Victorian London - Thames - Tunnels - Greenwich Tunnel (opened 1902)

New Thames Tunnel

The London County Council Preparing to Run Another Tunnel Under the River Connecting Greenwich with the Isle of Dogs

    Hardly was Blackwall Tunnel out of hand when the London County Council turned its attention to another sub-aqueous scheme. This time the claims of Greenwich and the Isle of Dogs were considered. There is a lot of passenger traffic between the two places, but it is left to the Great Eastern Company's steamers. The hundreds of workmen and workgirls who have to cross morning and night are therefore compelled to pay daily fares. Even workmen's wives on the Millwall side are forced to use the steamers to go marketing in Greenwich.

For Foot Passengers Only

    At first the Council thought to make a tunnel slightly smaller than the one at Blackwall to carry vehicles as well as passengers, but this project was soon dropped.
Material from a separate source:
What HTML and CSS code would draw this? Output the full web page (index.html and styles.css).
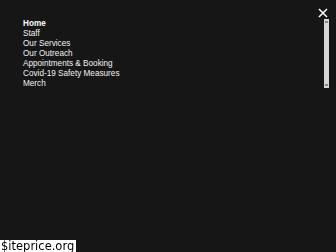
FILE: index.html
```html
<!DOCTYPE html>
<html lang="en">
<head>
  <meta charset="UTF-8" />
  <title>Menu</title>
  <link rel="stylesheet" href="styles.css">
</head>
<body>
  <div class="overlay">
    <div class="top">
      <button class="close-btn" aria-label="Close">
        <svg width="10" height="10" viewBox="0 0 10 10">
          <path d="M1 1 L9 9 M9 1 L1 9" stroke="#fff" stroke-width="1.5" fill="none"/>
        </svg>
      </button>
    </div>
    <div class="menu-wrap">
      <ul class="menu">
        <li class="active">Home</li>
        <li>Staff</li>
        <li>Our Services</li>
        <li>Our Outreach</li>
        <li>Appointments &amp; Booking</li>
        <li>Covid-19 Safety Measures</li>
        <li>Merch</li>
      </ul>
      <div class="scrollbar">
        <span class="arrow"></span>
        <span class="arrow"></span>
      </div>
    </div>
  </div>
  <div class="stamp">$iteprice.org</div>
</body>
</html>
```

FILE: styles.css
```css
html, body {
  height: 100%;
}

body {
  margin: 0;
  background: #161616;
  font-family: "Liberation Sans", Arial, sans-serif;
  color: #f2f2f2;
}

.overlay {
  padding: 7px 7px 0 23px;
}

.top {
  display: flex;
  justify-content: flex-end;
  height: 12px;
}

.close-btn {
  background: none;
  border: none;
  padding: 0;
  margin-right: 1px;
  margin-top: 1px;
  width: 10px;
  height: 10px;
  cursor: pointer;
}

.close-btn svg {
  display: block;
}

.menu-wrap {
  display: flex;
  justify-content: space-between;
}

.menu {
  list-style: none;
  margin: 0;
  padding: 0;
  font-size: 8.2px;
  line-height: 10px;
}

.menu li {
  cursor: pointer;
}

.menu li.active {
  font-weight: bold;
  color: #fff;
}

.scrollbar {
  width: 5px;
  height: 69px;
  background: #d6d6d6;
  display: flex;
  flex-direction: column;
  justify-content: space-between;
  align-items: center;
  padding: 2px 0;
  box-sizing: border-box;
}

.arrow {
  width: 3px;
  height: 2px;
  background: #888;
}

.stamp {
  position: fixed;
  left: 0;
  bottom: 0;
  background: #fff;
  color: #000;
  font-family: "DejaVu Sans", sans-serif;
  font-size: 11.5px;
  line-height: 12px;
  padding: 0 2px 0 1px;
}
```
The Millwall Docks on the Isle of Dogs made it impossible to construct the necessary approaches. Besides, there was little promise of any vehicular traffic, with Blackwall Tunnel so near on the one side, and the promised Rotherhithe tunnel between the island and the Tower-bridge on the other. Communication between the two banks was needed wholly in the interests of the working people of both districts, so it was decided to make a footway tunnel only. Out of four tenders that of Messrs. Cochrane was accepted a few days ago for 109,500. The approach to the tunnel on the Greenwich side will be from the north end of Church-street, in the rear of the famous Ship Tavern. On the Millwall side the approach will be by a footpath 15ft. wide at the western end of Island Gardens. The depth of the tunnel at the centre of the river will be about 72ft. below the ground line.

Compressed Air to be Used

From shore to shore the tunnel will be exactly 1,217ft. in length. It will be accessible by a shaft on both sides of the river, sunk to an average depth of 50ft. Each shaft will be formed by sinking a steel caisson with a special cutting edge, the inside diameter of which will be 35ft., and the outside diameter 43ft. The weight of the steel in each of the shafts will be about 250 tons, and the space between the two skins will be filled with concrete. The shafts will be sunk by means of compressed air, a special air-tight floor being provided in each shaft a few feet above the bottom for this purpose. The air-tight floor will be provided with air-locks for the removal of the excavation and the ingress and egress of the men working. There will be an opening 15ft. in diameter in each shaft for tunnel entrance, and during the sinking of the shafts these openings will be plugged by steel plugs, which will be removed when the tunnelling operations are commenced. The work will be begun at the Poplar end of the tunnel and the excavation will be removed by means of a shield about 13ft. 3in. in diameter, compressed air being used for excluding the water.